Securities Act. Such provision is intended to benefit and may be enforced by us, our officers and directors, employees and agents. Nothing in our amended and restated certificate of incorporation and amended and restated bylaws preclude stockholders that assert claims under the Exchange Act from bringing such claims in state or federal court, subject to applicable law.

If any action the subject matter of which is within the scope described above is filed in a court other than a court located within the State of Delaware (a “Foreign Action”) in the name of any stockholder, such stockholder shall be deemed to have consented to the personal jurisdiction of the state and federal courts located within the State of Delaware in connection with any action brought in any such court to enforce the applicable provisions of our amended and restated certificate of incorporation and amended and restated bylaws and having service of process made upon such stockholder in any such action by service upon such stockholder’s counsel in the Foreign Action as agent for such stockholder. Although our amended and restated certificate of incorporation and amended and restated bylaws contain the choice of forum provision described above, it is possible that a court could find that such a provision is inapplicable for a particular claim or action or that such provision is unenforceable.

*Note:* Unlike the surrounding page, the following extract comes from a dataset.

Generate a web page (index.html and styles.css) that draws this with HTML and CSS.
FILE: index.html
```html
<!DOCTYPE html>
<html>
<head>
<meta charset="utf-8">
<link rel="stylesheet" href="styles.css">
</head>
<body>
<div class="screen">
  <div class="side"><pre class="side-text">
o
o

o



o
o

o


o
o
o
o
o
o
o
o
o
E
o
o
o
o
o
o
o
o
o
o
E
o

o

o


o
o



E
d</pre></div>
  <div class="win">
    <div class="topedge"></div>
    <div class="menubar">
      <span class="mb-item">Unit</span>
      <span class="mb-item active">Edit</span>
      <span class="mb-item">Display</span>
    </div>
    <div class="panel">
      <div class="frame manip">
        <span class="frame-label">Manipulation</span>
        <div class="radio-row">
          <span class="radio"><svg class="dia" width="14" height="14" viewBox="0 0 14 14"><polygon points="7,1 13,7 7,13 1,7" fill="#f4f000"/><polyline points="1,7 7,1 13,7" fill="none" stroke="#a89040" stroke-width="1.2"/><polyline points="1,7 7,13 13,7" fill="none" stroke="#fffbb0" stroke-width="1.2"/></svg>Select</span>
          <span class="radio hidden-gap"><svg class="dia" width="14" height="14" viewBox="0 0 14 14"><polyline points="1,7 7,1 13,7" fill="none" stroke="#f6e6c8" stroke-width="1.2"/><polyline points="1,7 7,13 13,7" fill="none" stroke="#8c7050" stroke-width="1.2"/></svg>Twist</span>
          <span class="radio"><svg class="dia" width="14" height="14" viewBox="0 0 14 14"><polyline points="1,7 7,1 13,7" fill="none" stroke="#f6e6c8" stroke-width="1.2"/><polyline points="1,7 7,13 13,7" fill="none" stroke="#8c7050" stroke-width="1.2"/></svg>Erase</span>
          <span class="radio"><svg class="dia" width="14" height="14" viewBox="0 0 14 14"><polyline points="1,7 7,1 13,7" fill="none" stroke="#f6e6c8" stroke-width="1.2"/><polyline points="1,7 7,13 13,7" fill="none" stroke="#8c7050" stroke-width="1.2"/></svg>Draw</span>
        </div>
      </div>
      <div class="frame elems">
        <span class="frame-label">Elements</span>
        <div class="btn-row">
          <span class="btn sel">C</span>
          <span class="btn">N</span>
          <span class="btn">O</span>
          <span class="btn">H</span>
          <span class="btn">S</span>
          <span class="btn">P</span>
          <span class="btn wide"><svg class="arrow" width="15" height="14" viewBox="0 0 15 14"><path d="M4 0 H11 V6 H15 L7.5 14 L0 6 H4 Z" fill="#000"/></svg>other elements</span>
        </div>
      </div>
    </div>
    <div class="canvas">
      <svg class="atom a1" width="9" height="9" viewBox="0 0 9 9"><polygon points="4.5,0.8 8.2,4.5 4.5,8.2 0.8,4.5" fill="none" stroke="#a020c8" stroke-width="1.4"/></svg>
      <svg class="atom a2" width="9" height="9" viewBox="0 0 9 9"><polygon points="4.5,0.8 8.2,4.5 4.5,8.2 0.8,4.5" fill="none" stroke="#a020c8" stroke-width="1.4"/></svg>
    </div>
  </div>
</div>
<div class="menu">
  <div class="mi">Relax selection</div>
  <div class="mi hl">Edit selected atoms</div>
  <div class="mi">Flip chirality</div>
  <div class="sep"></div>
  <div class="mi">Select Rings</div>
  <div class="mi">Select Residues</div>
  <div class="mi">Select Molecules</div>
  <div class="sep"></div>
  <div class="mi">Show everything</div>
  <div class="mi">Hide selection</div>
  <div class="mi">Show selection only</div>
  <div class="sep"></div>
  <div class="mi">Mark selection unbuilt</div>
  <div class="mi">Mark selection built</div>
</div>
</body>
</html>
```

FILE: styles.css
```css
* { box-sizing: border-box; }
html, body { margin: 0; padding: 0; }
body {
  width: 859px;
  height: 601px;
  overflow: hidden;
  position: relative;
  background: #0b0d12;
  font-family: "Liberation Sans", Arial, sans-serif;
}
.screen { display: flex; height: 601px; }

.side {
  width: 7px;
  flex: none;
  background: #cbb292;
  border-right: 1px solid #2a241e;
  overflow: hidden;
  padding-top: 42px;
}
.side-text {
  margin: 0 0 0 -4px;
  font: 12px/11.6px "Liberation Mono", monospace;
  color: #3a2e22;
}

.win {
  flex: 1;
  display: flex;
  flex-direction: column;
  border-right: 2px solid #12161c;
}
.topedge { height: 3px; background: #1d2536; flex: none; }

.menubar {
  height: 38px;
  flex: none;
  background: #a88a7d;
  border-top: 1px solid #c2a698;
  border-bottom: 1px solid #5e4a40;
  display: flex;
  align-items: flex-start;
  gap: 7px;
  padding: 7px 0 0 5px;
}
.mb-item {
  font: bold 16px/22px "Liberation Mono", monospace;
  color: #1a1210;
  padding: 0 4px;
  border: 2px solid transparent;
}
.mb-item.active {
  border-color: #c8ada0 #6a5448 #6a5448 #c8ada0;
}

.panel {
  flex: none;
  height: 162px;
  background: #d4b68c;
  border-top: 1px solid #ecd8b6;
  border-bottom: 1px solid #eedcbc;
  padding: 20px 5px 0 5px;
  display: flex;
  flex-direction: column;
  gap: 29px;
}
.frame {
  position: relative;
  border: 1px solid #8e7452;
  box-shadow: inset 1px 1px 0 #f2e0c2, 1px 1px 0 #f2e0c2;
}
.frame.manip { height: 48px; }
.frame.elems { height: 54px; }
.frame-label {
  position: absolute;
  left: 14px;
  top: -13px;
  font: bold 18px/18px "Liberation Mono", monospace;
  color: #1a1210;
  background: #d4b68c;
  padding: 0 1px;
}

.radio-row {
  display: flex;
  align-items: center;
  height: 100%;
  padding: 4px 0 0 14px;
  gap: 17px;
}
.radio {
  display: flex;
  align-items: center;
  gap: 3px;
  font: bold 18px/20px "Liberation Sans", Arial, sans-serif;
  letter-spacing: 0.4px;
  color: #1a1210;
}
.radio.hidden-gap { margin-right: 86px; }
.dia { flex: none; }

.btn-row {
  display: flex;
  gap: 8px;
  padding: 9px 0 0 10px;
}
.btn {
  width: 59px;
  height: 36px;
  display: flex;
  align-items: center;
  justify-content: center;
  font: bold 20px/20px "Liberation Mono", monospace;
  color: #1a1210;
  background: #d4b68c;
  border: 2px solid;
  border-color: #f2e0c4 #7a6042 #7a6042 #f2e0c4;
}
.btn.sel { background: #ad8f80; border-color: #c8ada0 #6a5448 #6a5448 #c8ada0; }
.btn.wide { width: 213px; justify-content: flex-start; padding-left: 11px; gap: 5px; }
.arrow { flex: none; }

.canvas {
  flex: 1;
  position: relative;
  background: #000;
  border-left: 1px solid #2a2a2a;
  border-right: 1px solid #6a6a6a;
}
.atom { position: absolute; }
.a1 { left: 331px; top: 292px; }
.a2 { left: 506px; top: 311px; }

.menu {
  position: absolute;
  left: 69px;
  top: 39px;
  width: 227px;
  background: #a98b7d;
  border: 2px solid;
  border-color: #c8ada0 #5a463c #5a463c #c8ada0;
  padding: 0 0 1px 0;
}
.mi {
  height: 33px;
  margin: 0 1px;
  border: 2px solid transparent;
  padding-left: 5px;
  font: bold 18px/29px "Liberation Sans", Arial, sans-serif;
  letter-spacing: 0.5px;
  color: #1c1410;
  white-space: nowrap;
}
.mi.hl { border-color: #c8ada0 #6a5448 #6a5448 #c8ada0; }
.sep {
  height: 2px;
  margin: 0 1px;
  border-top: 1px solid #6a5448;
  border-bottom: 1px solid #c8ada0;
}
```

This choice of forum provision may limit a stockholder’s ability to bring a claim in a judicial forum that it finds favorable for disputes with us or any of our directors, officers, other employees or stockholders, which may discourage lawsuits with respect to such claims or make such lawsuits more costly for stockholders, although our stockholders will not be deemed to have waived our compliance with federal securities laws and the rules and regulations thereunder.